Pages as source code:
****************
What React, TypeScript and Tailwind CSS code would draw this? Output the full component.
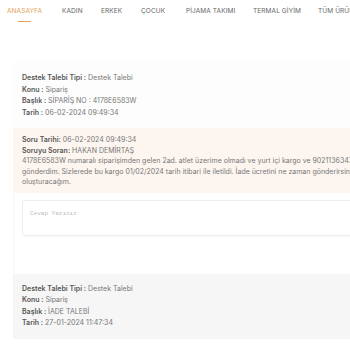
const menu = [
  { ad: 'ANASAYFA', w: 'w-[34px]' },
  { ad: 'KADIN', w: 'w-[18px]' },
  { ad: 'ERKEK', w: 'w-[19px]' },
  { ad: 'ÇOCUK', w: 'w-[24px]' },
  { ad: 'PİJAMA TAKIMI', w: 'w-[46px]' },
  { ad: 'TERMAL GİYİM', w: 'w-[44px]' },
  { ad: 'TÜM ÜRÜNLER', w: 'w-[46px]' },
];

type Talep = { tip: string; konu: string; baslik: string; tarih: string };

function TalepKart({ t, className }: { t: Talep; className: string }) {
  return (
    <div className={`pl-[9px] pb-[10px] text-[7px] leading-[11.5px] text-[#777] ${className}`}>
      <div><b className="font-semibold text-[#555]">Destek Talebi Tipi :</b> {t.tip}</div>
      <div><b className="font-semibold text-[#555]">Konu :</b> {t.konu}</div>
      <div><b className="font-semibold text-[#555]">Başlık :</b> {t.baslik}</div>
      <div><b className="font-semibold text-[#555]">Tarih :</b> {t.tarih}</div>
    </div>
  );
}

export default function App() {
  return (
    <div
      className="w-[350px] h-[350px] overflow-hidden bg-white"
      style={{ fontFamily: 'Inter, "Noto Sans", sans-serif' }}
    >
      <nav className="flex gap-[21px] pl-[7px] pt-[7px] h-[62px] whitespace-nowrap text-[6.5px] tracking-[0.1px] text-[#666]">
        {menu.map((m, i) => (
          <div key={m.ad} className={`flex flex-col items-center shrink-0 ${m.w}`}>
            <span className={`self-start ${i === 0 ? 'text-[#e2a35c]' : ''}`}>{m.ad}</span>
            {i === 0 && <span className="mt-[4px] w-[13px] h-[1px] bg-[#e2a35c]" />}
          </div>
        ))}
      </nav>

      <div className="w-[480px] pl-[13px]">
        <TalepKart
          className="bg-[#fdfdfd] pt-[10px]"
          t={{ tip: 'Destek Talebi', konu: 'Sipariş', baslik: 'SİPARİŞ NO : 4178E6583W', tarih: '06-02-2024 09:49:34' }}
        />

        <div className="bg-[#fdf6f0] pl-[9px] pt-[7px] pb-[5px] text-[7px] leading-[10.5px] text-[#777] whitespace-nowrap">
          <div><b className="font-semibold text-[#555]">Soru Tarihi:</b> 06-02-2024 09:49:34</div>
          <div><b className="font-semibold text-[#555]">Soruyu Soran:</b> HAKAN DEMİRTAŞ</div>
          <div>4178E6583W numaralı siparişimden gelen 2ad. atlet üzerime olmadı ve yurt içi kargo ve 90211363475 kargo numarası ile</div>
          <div>gönderdim. Sizlerede bu kargo 01/02/2024 tarih itibari ile iletildi. İade ücretini ne zaman gönderirsiniz, yeni sipariş</div>
          <div>oluşturacağım.</div>
        </div>

        <div className="flex h-[81px]">
          <div className="w-[2px] bg-[#fafafa]" />
          <div className="flex-1 pl-[7px] pt-[7px]">
            <div className="h-[36px] border border-[#eee] rounded-[2px] shadow-[0_1px_2px_rgba(0,0,0,0.04)] pl-[7px] pt-[8px] text-[6px] text-[#bbb] font-['Liberation_Mono',monospace]">
              Cevap Yazınız
            </div>
          </div>
        </div>

        <TalepKart
          className="bg-[#f6f6f6] pt-[9px]"
          t={{ tip: 'Destek Talebi', konu: 'Sipariş', baslik: 'İADE TALEBİ', tarih: '27-01-2024 11:47:34' }}
        />
      </div>
    </div>
  );
}
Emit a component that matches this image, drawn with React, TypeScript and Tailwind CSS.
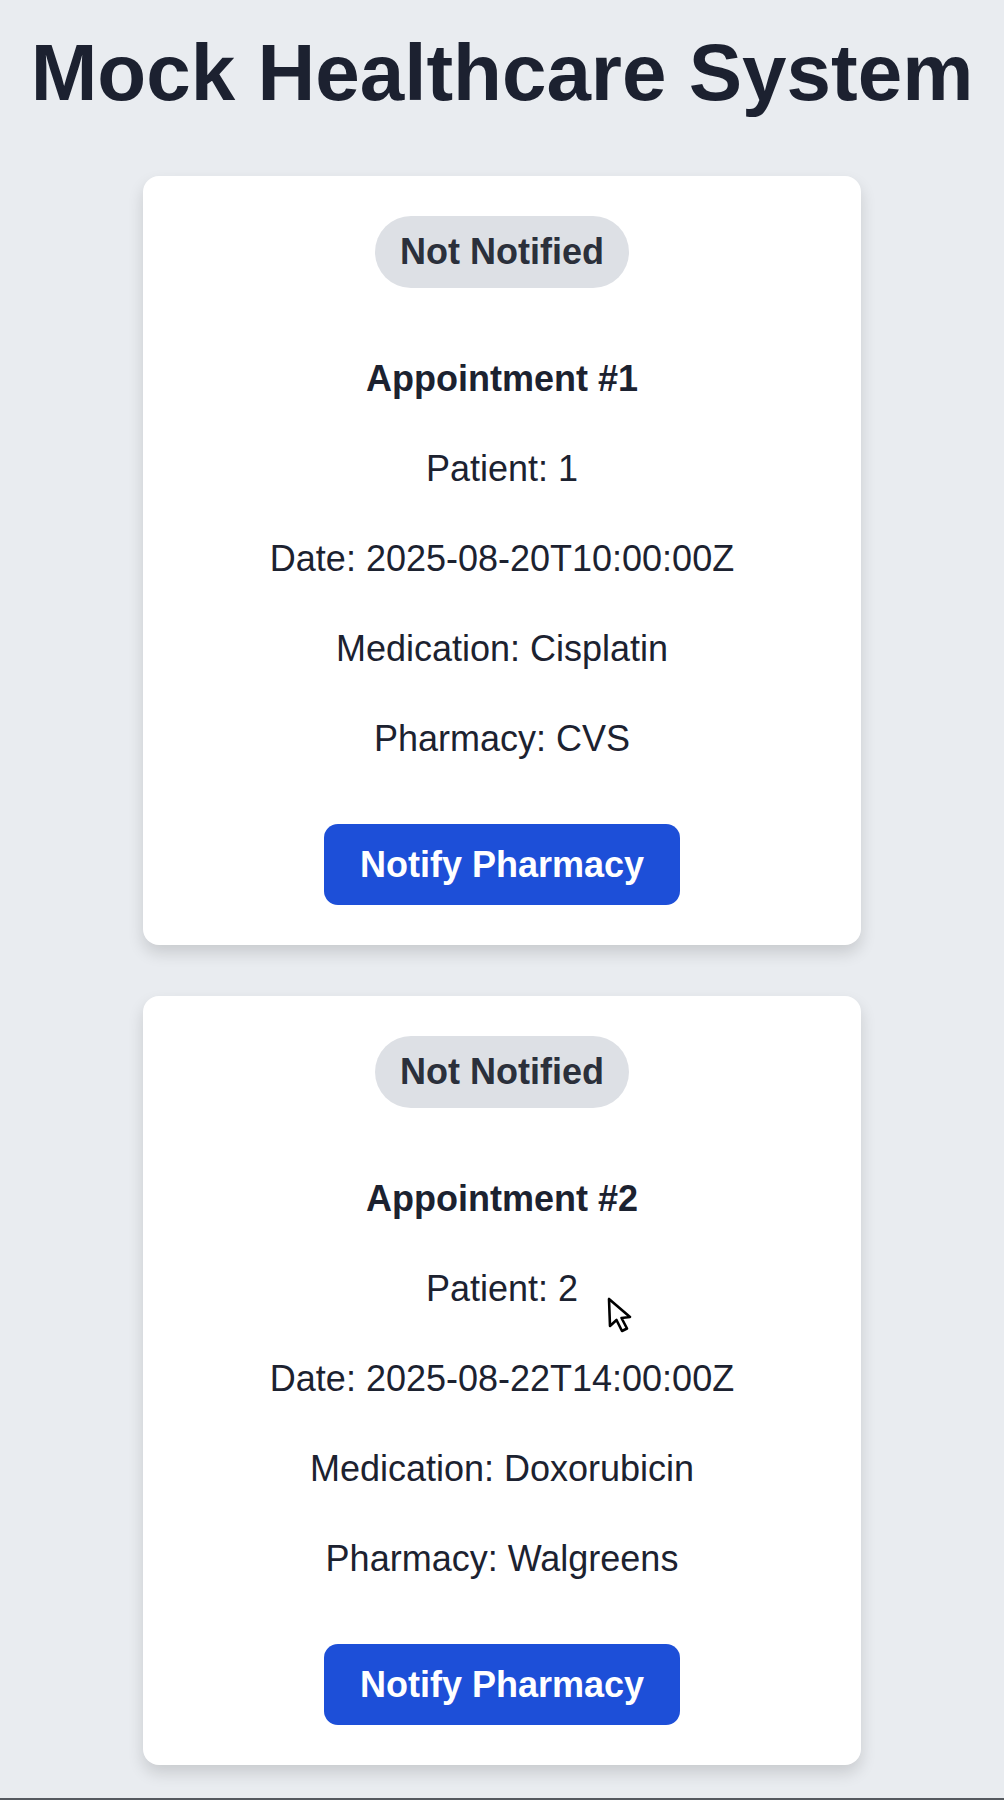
****************
• Challenge: Skip every picture and return the lines above from the top through the one that contains "string; konu: string;".

• Full output:
What React, TypeScript and Tailwind CSS code would draw this? Output the full component.
const menu = [
  { ad: 'ANASAYFA', w: 'w-[34px]' },
  { ad: 'KADIN', w: 'w-[18px]' },
  { ad: 'ERKEK', w: 'w-[19px]' },
  { ad: 'ÇOCUK', w: 'w-[24px]' },
  { ad: 'PİJAMA TAKIMI', w: 'w-[46px]' },
  { ad: 'TERMAL GİYİM', w: 'w-[44px]' },
  { ad: 'TÜM ÜRÜNLER', w: 'w-[46px]' },
];

type Talep = { tip: string; konu: string; baslik: string; tarih: string };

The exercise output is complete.